This last week was one of the most challenging weeks I have ever faced as a homeschooling mom! It was not idyllic or joyful, nothing went as planned, the kids were bent on completely ignoring everything I said, my house has been chaos. I have lost my patience, I have felt like a failure, I have been discouraged and at my whits end. I have questioned if this is worth it and if the kids wouldn’t be better off at school. If there is a rock bottom to hit as a homeschooler, I’ve reached it. Have you been there? Are you there with me?

Reality Check: Homeschooling is not easy!

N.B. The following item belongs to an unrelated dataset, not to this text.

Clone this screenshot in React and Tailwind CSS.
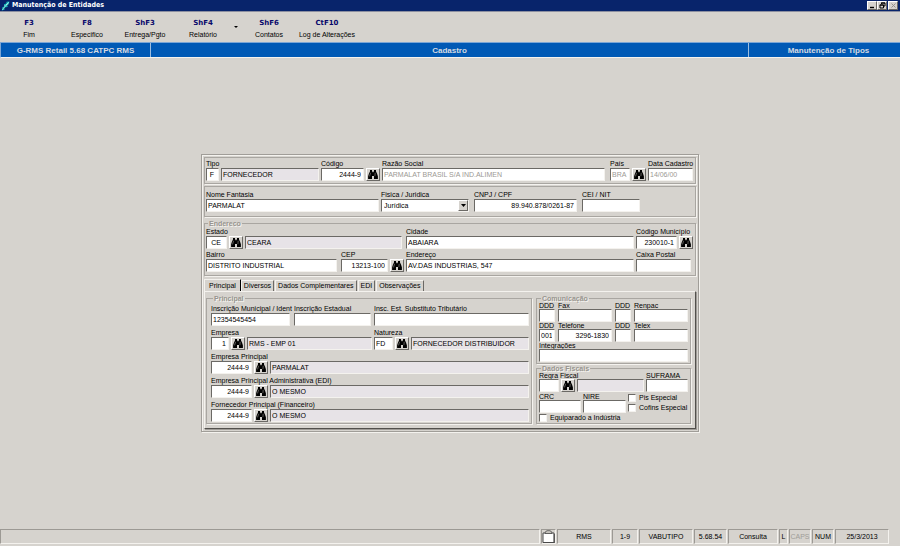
import React, { useId } from 'react';
import clsx from 'clsx';

const keys = [
  { key: 'F3', label: 'Fim' },
  { key: 'F8', label: 'Especifico' },
  { key: 'ShF3', label: 'Entrega/Pgto' },
  { key: 'ShF4', label: 'Relatório', menu: true },
  { key: 'ShF6', label: 'Contatos' },
  { key: 'CtF10', label: 'Log de Alterações' },
];

const tabs = ['Principal', 'Diversos', 'Dados Complementares', 'EDI', 'Observações'];

const status = [
  { text: 'RMS', w: 'w-[54px]' },
  { text: '1-9', w: 'w-[26px]' },
  { text: 'VABUTIPO', w: 'w-[54px]' },
  { text: '5.68.54', w: 'w-[33px]' },
  { text: 'Consulta', w: 'w-[50px]' },
  { text: 'L', w: 'w-[9px]' },
  { text: 'CAPS', w: 'w-[22px]', off: true },
  { text: 'NUM', w: 'w-[22px]' },
  { text: '25/3/2013', w: 'w-[54px]' },
];

const sunken = 'border border-t-[#6b6965] border-l-[#6b6965] border-r-[#f4f2ee] border-b-[#f4f2ee]';
const raised = 'border border-t-white border-l-white border-r-[#6b6965] border-b-[#6b6965]';
const etched = 'border border-[#a9a6a1] shadow-[1px_1px_0_#f4f2ee]';

const Box = ({ className, ...props }) => (
  <input type="text" {...props}
    className={clsx('h-[13px] min-w-0 pl-px pr-[2px] text-[7px] leading-[9px] outline-none rounded-none', sunken,
      props.readOnly ? 'bg-[#e7e3e7]' : 'bg-white', className)} />
);

const Find = ({ label }) => (
  <button type="button" aria-label={label}
    className={clsx('w-[14px] h-[13px] shrink-0 flex items-center justify-center bg-[#d6d3ce]', raised)}>
    <svg width="10" height="9" viewBox="0 0 10 9">
      <path d="M2 0h2v1.4h.5v.9h1v-.9H6V0h2v1.4l1 2.2.9 2.6V9H6V6H4v3H.1V6.2L1 3.6l1-2.2z" fill="#000" />
      <path d="M2.6 2.8L1.5 6.4M7.2 2.8L6.9 6.2" stroke="#9c9994" strokeWidth=".6" />
    </svg>
  </button>
);

// label on top, code box below, with an optional search button and description
const Field = ({ label, w = 'w-full', className, tight, find, desc, inputClass, ...props }) => {
  const id = useId();
  return (
    <div className={clsx('flex flex-col min-w-0', className)}>
      <label htmlFor={id} className={clsx('whitespace-nowrap', tight ? 'leading-[7px]' : 'leading-[9px]')}>{label}</label>
      <div className="flex gap-[2px]">
        <Box id={id} className={clsx(w, inputClass)} {...props} />
        {find && <Find label={`Procurar ${label}`} />}
        {desc !== undefined && <Box readOnly aria-label={`Descrição ${label}`} defaultValue={desc} className="flex-1" />}
      </div>
    </div>
  );
};

const Group = ({ title, className, children }) => (
  <fieldset className={clsx('min-w-0 pr-[2px]', etched, className)}>
    <legend className="ml-[2px] px-px font-bold leading-[7px] text-[#98958f] bg-[#d6d3ce] [text-shadow:1px_1px_0_#f4f2ee]">{title}</legend>
    {children}
  </fieldset>
);

const Check = ({ label }) => (
  <label className="flex items-center gap-[3px] h-[10px] whitespace-nowrap">
    <input type="checkbox" className={clsx('appearance-none w-[8px] h-[8px] shrink-0 bg-white', sunken)} />
    {label}
  </label>
);

const WinButton = ({ label, children }) => (
  <button type="button" aria-label={label} className={clsx('w-[10px] h-[9px] flex items-center justify-center bg-[#d6d3ce]', raised)}>
    <svg width="7" height="7" viewBox="0 0 7 7" fill="none" stroke="#000">{children}</svg>
  </button>
);

const TitleBar = () => (
  <header className="h-[12px] pl-px pr-[2px] flex items-center bg-[#08246b] border-b border-[#8c8fa0] text-white">
    <svg width="10" height="10" viewBox="0 0 10 10" className="mr-px">
      <path d="M.8 9.4l.6-3.2 1.8-.6L3 3.2l2.2-.6L5.6.8 8.4.4l-.6 3L6.4 4l.4 1.8-2.6.8-.8 2.2z" fill="#14b8b8" />
      <path d="M1.6 8.6L4 5.6l-.4-1M4.6 5L7.6 1.4M5.4 3.6l1 .2" stroke="#d8ffff" strokeWidth=".8" fill="none" />
      <path d="M2.8 7.8l1.4-1.4M6.2 4.6l1-1" stroke="#00202c" strokeWidth=".7" />
    </svg>
    <h1 className="flex-1 font-['DejaVu_Sans_Condensed','DejaVu_Sans',sans-serif] font-bold text-[7px] leading-[11px]">Manutenção de Entidades</h1>
    <div className="flex">
      <WinButton label="Minimizar"><path d="M1 5.5h4" strokeWidth="1.4" /></WinButton>
      <WinButton label="Restaurar">
        <path d="M2.5 2V1h3.5v3H5M1 3h3.5v3H1zM2 1h4M.7 3h4" />
      </WinButton>
      <div className="ml-px">
        <WinButton label="Fechar"><path d="M1.5 1.5l4 4M5.5 1.5l-4 4" stroke="#94918c" /></WinButton>
      </div>
    </div>
  </header>
);

const Toolbar = () => (
  <nav className="h-[30px] flex pt-[5px]">
    {keys.map((k) => (
      <React.Fragment key={k.key}>
        <button type="button" className="w-[58px] flex flex-col items-center whitespace-nowrap">
          <span className="font-['DejaVu_Sans',sans-serif] font-bold leading-[12px] text-[#08086b]">{k.key}</span>
          <span className="leading-[12px]">{k.label}</span>
        </button>
        {k.menu && (
          <button type="button" aria-label="Mais relatórios" className="w-[8px] flex justify-center pt-[9px]">
            <svg width="4" height="2" viewBox="0 0 4 2"><path d="M0 0h4L2 2z" fill="#000" /></svg>
          </button>
        )}
      </React.Fragment>
    ))}
  </nav>
);

const Banner = () => (
  <div className="h-[16px] flex bg-[#0059b5] border-t border-l border-t-[#7ba6d6] border-l-[#7ba6d6] border-b border-b-[#f4f2ee] text-[#d6dbe2] text-[8px] leading-[15px] font-bold text-center">
    <span className="w-[150px] border-r border-[#9cbde0]">G-RMS Retail 5.68 CATPC RMS</span>
    <span className="flex-1 border-r border-[#9cbde0]">Cadastro</span>
    <span className="w-[151px] pl-2">Manutenção de Tipos</span>
  </div>
);

const PersonType = () => (
  <div className="flex flex-col w-[88px] mr-[3px]">
    <label htmlFor="pessoa" className="leading-[9px]">Fisica / Juridica</label>
    <div className="relative">
      <select id="pessoa" defaultValue="J" className={clsx('appearance-none w-full h-[13px] px-[2px] leading-[9px] bg-white outline-none', sunken)}>
        <option value="F">Física</option>
        <option value="J">Jurídica</option>
      </select>
      <span className={clsx('absolute right-px top-px w-[10px] h-[11px] flex items-center justify-center bg-[#d6d3ce] pointer-events-none', raised)}>
        <svg width="5" height="3" viewBox="0 0 5 3"><path d="M0 0h5L2.5 3z" fill="#000" /></svg>
      </span>
    </div>
  </div>
);

const MainTab = () => (
  <Group title="Principal" className="flex-1 pl-1">
    <div className="flex flex-col gap-[2px] pt-[2px] pb-px">
      <div className="flex gap-[3px]">
        <Field label="Inscrição Municipal / Ident" className="w-[79px] mr-px" defaultValue="12354545454" />
        <Field label="Inscrição Estadual" className="w-[77px]" />
        <Field label="Insc. Est. Substituto Tributário" className="flex-1" />
      </div>
      <div className="flex gap-[2px]">
        <Field label="Empresa" className="w-[161px]" w="w-[18px]" find desc="RMS - EMP 01" defaultValue="1" inputClass="text-right" />
        <Field label="Natureza" className="flex-1" w="w-[19px]" find desc="FORNECEDOR DISTRIBUIDOR" defaultValue="FD" />
      </div>
      <Field label="Empresa Principal" w="w-[41px]" find desc="PARMALAT" defaultValue="2444-9" inputClass="text-right" />
      <Field label="Empresa Principal Administrativa (EDI)" w="w-[41px]" find desc="O MESMO" defaultValue="2444-9" inputClass="text-right" />
      <Field label="Fornecedor Principal (Financeiro)" w="w-[41px]" find desc="O MESMO" defaultValue="2444-9" inputClass="text-right" />
    </div>
  </Group>
);

const SideGroups = () => (
  <div className="w-[155px] flex flex-col gap-px">
    <Group title="Comunicação" className="pl-[2px]">
      <div className="flex gap-[3px]">
        <Field tight label="DDD" className="w-[16px]" />
        <Field tight label="Fax" className="flex-1" />
        <Field tight label="DDD" className="w-[16px]" />
        <Field tight label="Renpac" className="flex-1" />
      </div>
      <div className="flex gap-[3px]">
        <Field tight label="DDD" className="w-[16px]" defaultValue="0013" />
        <Field tight label="Telefone" className="flex-1" defaultValue="3296-1830" inputClass="text-right" />
        <Field tight label="DDD" className="w-[16px]" />
        <Field tight label="Telex" className="flex-1" />
      </div>
      <Field tight label="Integrações" className="pb-px" />
    </Group>
    <Group title="Dados Fiscais" className="flex-1 pl-[2px]">
      <div className="flex gap-[2px]">
        <Field tight label="Regra Fiscal" className="flex-1" w="w-[20px]" find desc="" />
        <Field tight label="SUFRAMA" className="w-[42px] shrink-0" />
      </div>
      <div className="flex gap-[2px] pt-px">
        <Field tight label="CRC" className="w-[42px]" />
        <Field tight label="NIRE" className="w-[43px]" />
        <div className="flex flex-col">
          <Check label="Pis Especial" />
          <Check label="Cofins Especial" />
        </div>
      </div>
      <Check label="Equiparado a Indústria" />
    </Group>
  </div>
);

const EntityForm = () => (
  <form className="w-full max-w-[498px] p-[2px] border border-[#a09d98] shadow-[inset_1px_1px_0_#f4f2ee,1px_1px_0_#f4f2ee]">
    <section className={clsx('flex gap-[2px] pl-px pr-[2px] pt-px pb-[2px]', etched)}>
      <Field label="Tipo" className="w-[113px]" w="w-[13px]" desc="FORNECEDOR" defaultValue="F" inputClass="text-center" />
      <Field label="Código" w="w-[43px]" find defaultValue="2444-9" inputClass="text-right" />
      <Field label="Razão Social" className="flex-1 mr-[3px]" defaultValue="PARMALAT BRASIL S/A IND.ALIMEN" inputClass="text-[#9c9994]" />
      <Field label="País" w="w-[20px]" find defaultValue="BRA" inputClass="text-[#9c9994]" />
      <Field label="Data Cadastro" className="w-[45px]" defaultValue="14/06/00" inputClass="text-[#9c9994]" />
    </section>

    <section className={clsx('flex gap-[2px] mt-[2px] pl-px pr-[2px] pt-[3px] pb-1', etched)}>
      <Field label="Nome Fantasia" className="w-[173px]" defaultValue="PARMALAT" />
      <PersonType />
      <Field label="CNPJ / CPF" className="w-[103px] mr-[3px]" defaultValue="89.940.878/0261-87" inputClass="text-right" />
      <Field label="CEI / NIT" className="w-[58px]" />
    </section>

    <Group title="Endereco" className="mt-[3px] pl-px pb-[3px]">
      <div className="flex">
        <Field label="Estado" className="w-[196px] mr-1" w="w-[21px]" find desc="CEARA" defaultValue="CE" inputClass="text-center" />
        <Field label="Cidade" className="flex-1 mr-[2px]" defaultValue="ABAIARA" />
        <Field label="Código Município" className="w-[57px]" w="w-[41px]" find defaultValue="230010-1" inputClass="text-right" />
      </div>
      <div className="flex pt-px">
        <Field label="Bairro" className="w-[131px] mr-1" defaultValue="DISTRITO INDUSTRIAL" />
        <Field label="CEP" className="w-[63px] mr-[2px]" w="w-[48px]" find defaultValue="13213-100" inputClass="text-right" />
        <Field label="Endereço" className="flex-1 mr-[2px]" defaultValue="AV.DAS INDUSTRIAS, 547" />
        <Field label="Caixa Postal" className="w-[55px] mr-[2px]" />
      </div>
    </Group>

    <div role="tablist" className="flex mt-[3px] h-[12px]">
      {tabs.map((t, i) => (
        <button key={t} type="button" role="tab" aria-selected={i === 0}
          className={clsx('leading-[10px] whitespace-nowrap border-t border-l border-r border-t-[#f4f2ee] border-l-[#f4f2ee]',
            i === 0 ? 'px-1 border-r-black' : 'px-[2px] mt-px mr-px border-r-[#6b6965]')}>
          {t}
        </button>
      ))}
    </div>
    <div role="tabpanel" className="flex gap-1 pt-[3px] pb-1 pl-px pr-1 border border-t-[#f4f2ee] border-l-[#f4f2ee] border-r-[#52504c] border-b-[#52504c] shadow-[1px_1px_0_#a09d98]">
      <MainTab />
      <SideGroups />
    </div>
  </form>
);

const cell = 'h-[15px] border border-t-[#9c9994] border-l-[#9c9994] border-r-[#f4f2ee] border-b-[#f4f2ee]';

const StatusBar = () => (
  <footer className="h-[18px] pt-px pr-[11px] flex gap-px leading-[13px] text-center">
    <div className={clsx('flex-1', cell)} />
    <div className={clsx('w-[15px] flex items-center justify-center', cell)}>
      <svg width="13" height="13" viewBox="0 0 13 13">
        <path d="M1 3h11v9.5H1z" fill="#fff" stroke="#4a4a4a" />
        <path d="M3 3.5C3 1 5 .6 6.5.6S10 1 10 3.5z" fill="#c6c3bd" stroke="#4a4a4a" strokeWidth=".8" />
        <path d="M12.3 4v9M2 12.6h10" stroke="#4a4a4a" />
      </svg>
    </div>
    {status.map((s) => (
      <div key={s.text} className={clsx(s.w, cell, s.off && 'text-[#a09d98]')}>{s.text}</div>
    ))}
  </footer>
);

export default function App() {
  return (
    <div className="min-h-screen flex flex-col bg-[#d6d3ce] font-['Liberation_Sans',Arial,sans-serif] text-[7px] text-black">
      <TitleBar />
      <Toolbar />
      <Banner />
      <main className="flex-1 flex items-center justify-center">
        <EntityForm />
      </main>
      <StatusBar />
    </div>
  );
}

Have you ever seen those moms who just seem to have it all together? Their Pinterest page is full of all the fun and creative activities they do with their kids. They don’t allow TV or screen time, they keep their home and homeschool their kids and teach Latin, art, violin, piano, music theatre, soccer, and more! They are the poster of a happy, healthy, thriving homeschool family and you hate them. You hate them because you want to be them but every time you are with them you feel like an utter failure. If they could just see your house, they’d be mortified. If they knew you only did school one day this week they would be aghast. Art? Pshaw! You can hardly fit in the fundamentals of school let alone electives! Your primary form of learning is “life”. It isn’t what you thought it would be and you go to bed feeling defeated.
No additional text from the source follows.